Managing anxiety and parenting during a pandemic
Anxiety disorders are the most commonly occurring mental health conditions in the United States. These disorders are typically characterized by difficulty tolerating uncertainty. The current public health crisis has introduced much uncertainty into the lives of Tennesseans. Increasing COVID-19 hospitalizations and deaths will only add to these heightened negative emotions.
Kristy Benoit Allen, a psychology professor at the University of Tennessee, Knoxville, studies the intergenerational transmission of anxiety and how parenting behavior affects children's anxiety. The goal of her research is to develop and refine prevention and intervention approaches, particularly for the children of anxious parents.
With Tennessee extending its stay-at-home order through the end of April, and schools systems are closed through the end of the academic year, many parents are trying to work from home or cope with the stress of unemployment, while also homeschooling and caring for their children.
Helping anxious parents cope with these challenging circumstances, for the sake of their own mental health as well as that of their children, is of utmost importance.
Allen discussed the significance of parent-child relationships during this uncertain time and highlighted key strategies that parents feeling the strain of anxiety can use to help their children cope.
Do not avoid the conversation
"Avoidance is the hallmark of anxiety," Allen said. "You might be scared to talk to your kids about COVID-19 and are avoiding it as a result. This may unintentionally worry kids even more. Bring it up with your kids. Ask them what they know and what questions they have."
Answer your kids honestly but stick to only necessary details. This might mean giving them a brief overview of what is going on in the world, highlighting how we can do our part to help contain the spread, and instilling a sense of hope. Keep it simple and give them information from trusted sources like the Knox County Health Department and the Centers for Disease Control. Stay away from using social media as your primary source.
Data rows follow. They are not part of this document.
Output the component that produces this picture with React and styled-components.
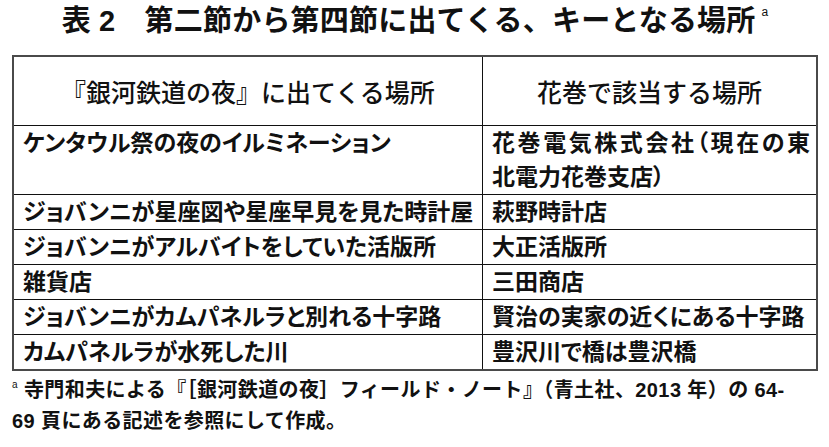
import React from "react";
import styled, { createGlobalStyle } from "styled-components";

const GlobalStyle = createGlobalStyle`
  html, body {
    margin: 0;
    padding: 0;
    background: #ffffff;
  }
  body {
    font-family: "Liberation Sans", "Noto Sans CJK JP", sans-serif;
    color: #111111;
  }
`;

const Page = styled.div`
  width: 829px;
  height: 447px;
  padding: 0 11px 0 12px;
  box-sizing: border-box;
  overflow: hidden;
`;

const Title = styled.h1`
  margin: 0 0 12px;
  height: 43px;
  line-height: 43px;
  text-align: center;
  font-size: 29px;
  font-weight: 700;
  letter-spacing: 0.2px;
  white-space: nowrap;
`;

const Sup = styled.sup`
  font-size: ${(p) => p.$size || 12}px;
  font-weight: 400;
  vertical-align: top;
  position: relative;
  top: ${(p) => p.$top || 0}px;
  margin-left: ${(p) => p.$gap || 0}px;
  line-height: 1;
`;

const Grid = styled.div`
  display: grid;
  grid-template-columns: 469px 1fr;
  border: 2px solid #4a4a4a;
  width: 806px;
  box-sizing: border-box;
`;

const HeadCell = styled.div`
  height: 68px;
  display: flex;
  align-items: center;
  justify-content: center;
  font-size: 25px;
  font-weight: 500;
  border-bottom: 1px solid #111;
  border-right: ${(p) => (p.$left ? "1px solid #111" : "none")};
`;

const Cell = styled.div`
  font-size: 23px;
  font-weight: 700;
  line-height: 34px;
  padding: 0 6px 0 9px;
  font-feature-settings: "palt";
  border-bottom: ${(p) => (p.$last ? "none" : "1px solid #111")};
  border-right: ${(p) => (p.$left ? "1px solid #111" : "none")};
  white-space: nowrap;
`;

const Line = styled.div`
  text-align: ${(p) => (p.$justify ? "justify" : "left")};
  text-align-last: ${(p) => (p.$justify ? "justify" : "auto")};
`;

const Footnote = styled.p`
  margin: 4px 0 0;
  font-size: 20px;
  font-weight: 700;
  line-height: 31px;
  letter-spacing: 0.4px;
  white-space: nowrap;
`;

const rows = [
  ["ケンタウル祭の夜のイルミネーション", ["花巻電気株式会社（現在の東", "北電力花巻支店）"]],
  ["ジョバンニが星座図や星座早見を見た時計屋", "萩野時計店"],
  ["ジョバンニがアルバイトをしていた活版所", "大正活版所"],
  ["雑貨店", "三田商店"],
  ["ジョバンニがカムパネルラと別れる十字路", "賢治の実家の近くにある十字路"],
  ["カムパネルラが水死した川", "豊沢川で橋は豊沢橋"],
];

export default function App() {
  return (
    <>
      <GlobalStyle />
      <Page>
        <Title>
          表 2　第二節から第四節に出てくる、キーとなる場所
          <Sup $top={6} $gap={6}>a</Sup>
        </Title>
        <Grid>
          <HeadCell $left>『銀河鉄道の夜』に出てくる場所</HeadCell>
          <HeadCell>花巻で該当する場所</HeadCell>
          {rows.map(([place, hanamaki], i) => {
            const last = i === rows.length - 1;
            return (
              <React.Fragment key={i}>
                <Cell $left $last={last}>{place}</Cell>
                {Array.isArray(hanamaki) ? (
                  <Cell $last={last}>
                    <Line $justify>{hanamaki[0]}</Line>
                    <Line>{hanamaki[1]}</Line>
                  </Cell>
                ) : (
                  <Cell $last={last}>{hanamaki}</Cell>
                )}
              </React.Fragment>
            );
          })}
        </Grid>
        <Footnote>
          <Sup $top={5} $size={10}>a</Sup> 寺門和夫による『［銀河鉄道の夜］フィールド・ノート』（青土社、2013 年）の 64-
          <br />
          69 頁にある記述を参照にして作成。
        </Footnote>
      </Page>
    </>
  );
}
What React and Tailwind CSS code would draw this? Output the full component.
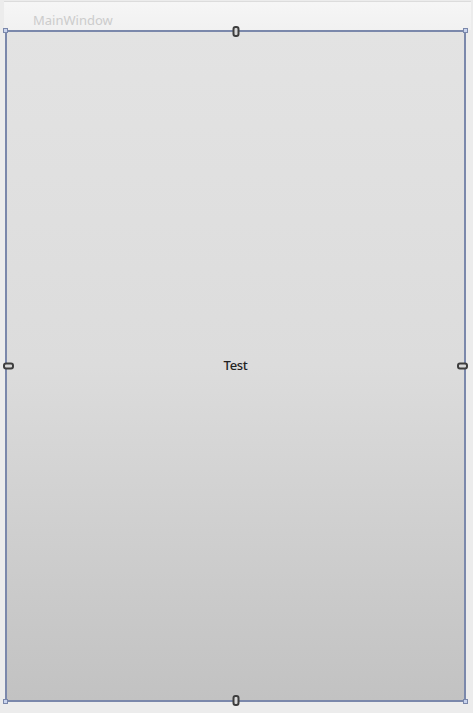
export default function App() {
  const handleV = "absolute w-[7px] h-[11px] rounded-[3px] border-2 border-[#3e3e3e] bg-[#d8d8d8]";
  const handleH = "absolute w-[11px] h-[7px] rounded-[3px] border-2 border-[#3e3e3e] bg-[#d8d8d8]";
  const corner = "absolute w-[5px] h-[5px] bg-[#c9d4ee] border border-[#7b88ab]";
  return (
    <div className="w-[473px] h-[713px] bg-[#ececec] flex flex-col overflow-hidden" style={{ fontFamily: '"Segoe UI", "Noto Sans", "Liberation Sans", sans-serif' }}>
      <div className="h-[29px] shrink-0 ml-[4px] mr-[2px] mt-[1px] bg-gradient-to-b from-[#f6f6f6] to-[#f1f1f1] border-t border-[#dcdcdc] flex items-center pl-[29px]">
        <span className="text-[13px] text-[#cccccc] mt-[10px]">MainWindow</span>
      </div>
      <div className="flex-1 flex pl-[5px] pr-[7px] pb-[11px]">
        <div className="relative flex-1 border-2 border-[#7b88ab] bg-gradient-to-b from-[#e3e3e3] via-[#dcdcdc] to-[#c2c2c2] flex items-center justify-center">
          <span className="text-[13px] font-medium text-[#222] tracking-tight">Test</span>
          <div className={handleV + " left-1/2 -translate-x-1/2 -top-[6px]"} />
          <div className={handleV + " left-1/2 -translate-x-1/2 -bottom-[6px]"} />
          <div className={handleH + " top-1/2 -translate-y-1/2 -left-[4px]"} />
          <div className={handleH + " top-1/2 -translate-y-1/2 -right-[4px]"} />
          <div className={corner + " -left-[4px] -top-[4px]"} />
          <div className={corner + " -right-[4px] -top-[4px]"} />
          <div className={corner + " -left-[4px] -bottom-[4px]"} />
          <div className={corner + " -right-[4px] -bottom-[4px]"} />
        </div>
      </div>
    </div>
  );
}
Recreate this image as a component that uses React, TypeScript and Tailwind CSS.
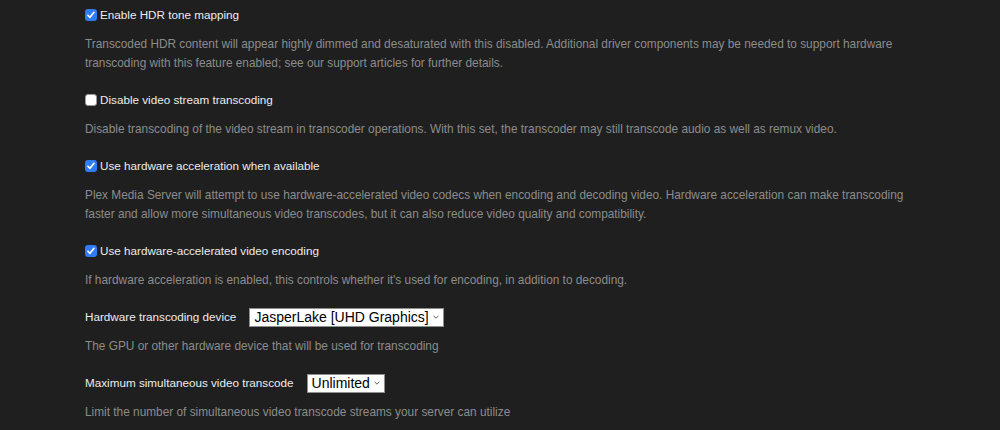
import React from 'react';

interface CheckSetting {
  label: string;
  checked: boolean;
  description: string;
}

interface SelectSetting {
  label: string;
  value: string;
  description: string;
}

const checkSettings: CheckSetting[] = [
  {
    label: 'Enable HDR tone mapping',
    checked: true,
    description:
      'Transcoded HDR content will appear highly dimmed and desaturated with this disabled. Additional driver components may be needed to support hardware transcoding with this feature enabled; see our support articles for further details.',
  },
  {
    label: 'Disable video stream transcoding',
    checked: false,
    description:
      'Disable transcoding of the video stream in transcoder operations. With this set, the transcoder may still transcode audio as well as remux video.',
  },
  {
    label: 'Use hardware acceleration when available',
    checked: true,
    description:
      'Plex Media Server will attempt to use hardware-accelerated video codecs when encoding and decoding video. Hardware acceleration can make transcoding faster and allow more simultaneous video transcodes, but it can also reduce video quality and compatibility.',
  },
  {
    label: 'Use hardware-accelerated video encoding',
    checked: true,
    description:
      "If hardware acceleration is enabled, this controls whether it's used for encoding, in addition to decoding.",
  },
];

const selectSettings: SelectSetting[] = [
  {
    label: 'Hardware transcoding device',
    value: 'JasperLake [UHD Graphics]',
    description: 'The GPU or other hardware device that will be used for transcoding',
  },
  {
    label: 'Maximum simultaneous video transcode',
    value: 'Unlimited',
    description: 'Limit the number of simultaneous video transcode streams your server can utilize',
  },
];

const Checkbox = ({ checked }: { checked: boolean }) =>
  checked ? (
    <span className="w-[12px] h-[12px] rounded-[3px] bg-[#2f7cf6] flex items-center justify-center shrink-0">
      <svg viewBox="0 0 12 12" className="w-[10px] h-[10px]" fill="none">
        <path d="M2.3 6.3L4.8 8.8L9.6 2.8" stroke="#fff" strokeWidth="2" strokeLinecap="round" strokeLinejoin="round" />
      </svg>
    </span>
  ) : (
    <span className="w-[12px] h-[12px] rounded-[3px] bg-white border border-[#9a9a9a] shrink-0" />
  );

const FakeSelect = ({ value }: { value: string }) => (
  <div className="h-[19px] bg-white border border-[#8e8e8e] flex items-center pl-[4px] pr-[4px] gap-[4px] text-black text-[14px] leading-none">
    <span>{value}</span>
    <svg viewBox="0 0 10 6" className="w-[6px] h-[4px]" fill="none">
      <path d="M1 1L5 5L9 1" stroke="#333" strokeWidth="1.3" />
    </svg>
  </div>
);

const App: React.FC = () => {
  return (
    <div className="w-[1000px] h-[430px] overflow-hidden bg-[#1f1f1f] font-['Liberation_Sans',Arial,sans-serif]">
      <div className="pl-[85px] pt-[5px] w-[925px] flex flex-col gap-[17.5px]">
        {checkSettings.map((s) => (
          <div key={s.label}>
            <div className="h-[20px] flex items-center gap-[3px]">
              <Checkbox checked={s.checked} />
              <span className="text-[11.7px] text-[#ececec]">{s.label}</span>
            </div>
            <p className="mt-[9.5px] text-[11.85px] leading-[19px] text-[#8c8c8c]">{s.description}</p>
          </div>
        ))}
        {selectSettings.map((s) => (
          <div key={s.label}>
            <div className="h-[20px] flex items-center gap-[13px]">
              <span className="text-[11.7px] text-[#ececec]">{s.label}</span>
              <FakeSelect value={s.value} />
            </div>
            <p className="mt-[9.5px] text-[11.85px] leading-[19px] text-[#8c8c8c]">{s.description}</p>
          </div>
        ))}
      </div>
    </div>
  );
};

export default App;
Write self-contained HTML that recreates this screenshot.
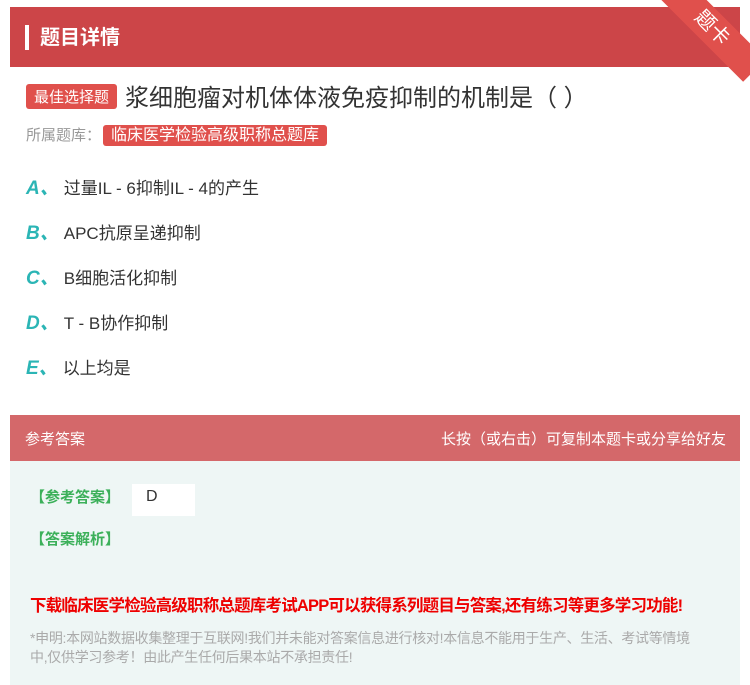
<!DOCTYPE html>
<html><head><meta charset="utf-8"><style>
*{margin:0;padding:0;box-sizing:border-box}
body{width:750px;height:685px;background:#fff;font-family:"Liberation Sans","Noto Sans CJK SC",sans-serif;position:relative;overflow:hidden}
.hd{position:absolute;left:10px;top:7px;width:730px;height:60px;background:#cc4548}
.hd .bar{position:absolute;left:15px;top:18px;width:4px;height:25px;background:#fff}
.hd .t{position:absolute;left:30px;top:14px;color:#fff;font-size:20px;font-weight:bold}
.rib{position:absolute;width:120px;height:32px;background:#e0504c;transform:rotate(45deg);color:#fff;font-size:20px;text-align:center;line-height:32px;top:12px;right:-22px}
.q{position:absolute;left:26px;top:78px;font-size:24px;color:#333}
.tag{display:inline-block;background:#e0504c;color:#fff;font-size:15px;padding:2px 8px;border-radius:3px;vertical-align:4px;margin-right:8px}
.lib{position:absolute;left:26px;top:121px;font-size:15px;color:#999}
.lib span{background:#e0504c;color:#fff;padding:2px 8px;border-radius:3px;margin-left:2px;font-size:16px}
.opt{position:absolute;left:26px;font-size:17px;color:#333}
.opt b{color:#2bb5b5;font-style:italic;font-size:19px;margin-right:5px}
.ah{position:absolute;left:10px;top:415px;width:730px;height:46px;background:#d4686a;color:#fff;font-size:15px}
.ab{position:absolute;left:10px;top:461px;width:730px;height:224px;background:#eef6f5}
.g{color:#3cb05a;font-size:15px;font-weight:bold;position:absolute}
.red{position:absolute;left:30px;top:592px;color:#e00;font-size:16.5px;font-weight:bold;letter-spacing:-0.8px;white-space:nowrap}
.note{position:absolute;left:30px;top:629px;color:#aaa;font-size:14px;line-height:19px;width:672px;letter-spacing:-0.3px}
</style></head><body>
<div class="hd"><div class="bar"></div><div class="t">题目详情</div></div>
<div class="rib">题卡</div>
<div class="q"><span class="tag">最佳选择题</span>浆细胞瘤对机体体液免疫抑制的机制是（ ）</div>
<div class="lib">所属题库：<span>临床医学检验高级职称总题库</span></div>
<div class="opt" style="top:173px"><b>A、</b>过量IL - 6抑制IL - 4的产生</div>
<div class="opt" style="top:218px"><b>B、</b>APC抗原呈递抑制</div>
<div class="opt" style="top:263px"><b>C、</b>B细胞活化抑制</div>
<div class="opt" style="top:308px"><b>D、</b>T - B协作抑制</div>
<div class="opt" style="top:353px"><b>E、</b>以上均是</div>
<div class="ah"><span style="position:absolute;left:15px;top:13px">参考答案</span><span style="position:absolute;right:14px;top:13px">长按（或右击）可复制本题卡或分享给好友</span></div>
<div class="ab"></div>
<div class="g" style="left:30px;top:486px">【参考答案】</div>
<div style="position:absolute;left:132px;top:484px;width:63px;height:32px;background:#fff;font-size:16px;padding:4px 14px;color:#333">D</div>
<div class="g" style="left:30px;top:528px">【答案解析】</div>
<div class="red">下载临床医学检验高级职称总题库考试APP可以获得系列题目与答案,还有练习等更多学习功能!</div>
<div class="note">*申明:本网站数据收集整理于互联网!我们并未能对答案信息进行核对!本信息不能用于生产、生活、考试等情境中,仅供学习参考！由此产生任何后果本站不承担责任!</div>
</body></html>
"Model calmness in your voice and words," Allen said. Avoid seeming outwardly upset and be understanding of their worries. Focus on what you can do to keep your family safe. Stay inside and keep washing your hands.
Control the things you can, but give your children space
Often in uncertain situations, anxiety commands us to take control.
"You cannot control what is in the news, but you can control how much of it you and your children are exposed to," Allen said.
You also cannot control how firmly others adhere to social distancing guidelines, she added, "but you can do your part to keep your family and others safe." Highlight that children can exercise their own control by washing their hands, keeping distance from others, and getting plenty of rest.
When parents are in a heightened state of anxiety, they have a tendency to be controlling and intrusive with their children. This is not a good time to try to exercise control. "Try not to be a helicopter parent," Allen said. "Let your children do tasks that are developmentally appropriate and safe. Provide them with assistance when needed, but don't be afraid to let them experience failures or setbacks. Children are resilient. Allowing them to continue to grow in their independence will help ensure that they come out of this pandemic feeling no less confident in their abilities."
Take stock of your emotions
Sometimes when anxiety and fear are upon us, we can become disconnected and dismissive of those we love the most.
"Try to monitor yourself in this regard," Allen said. "Periodically take stock of where you fall on a cold to warm scale of 1–10 throughout the day."
When slipping into uncomfortable territory, parents should try to give some extra attention or affection to their children. On a tough day, give them some extra evening snuggles or spend some one-on-one time with them. Apologize if you snap at them and make a note to do better.
On the flip side, do things as a family that will make you feel good. Write thank-you letters to health care workers, create sidewalk chalk messages of hope at the park, cook something for your neighbors, donate to people who are especially in need, spend time calling and connecting with older relatives, etc.
Cut yourself some slack
Parenting, homeschooling, and working from home full time are incredibly difficult. Hang in there and do the best you can, even when you feel impatient.
"Using these suggested strategies consistently is hard under the best of circumstances," Allen said. "You're not going to be perfect and nobody expects you to be. Try to model as much calmness and reassurance around your children as you can."
But it's perfectly OK if you have to find a place to unload your stress at the end of the day. Spend quality time with your significant other. Call a family member or friend to process what you're going through. Schedule a teletherapy session with a therapist or counselor (see below for resources for both yourself and your children). Engage in self-care as much as you can to stay healthy for yourself and your kids.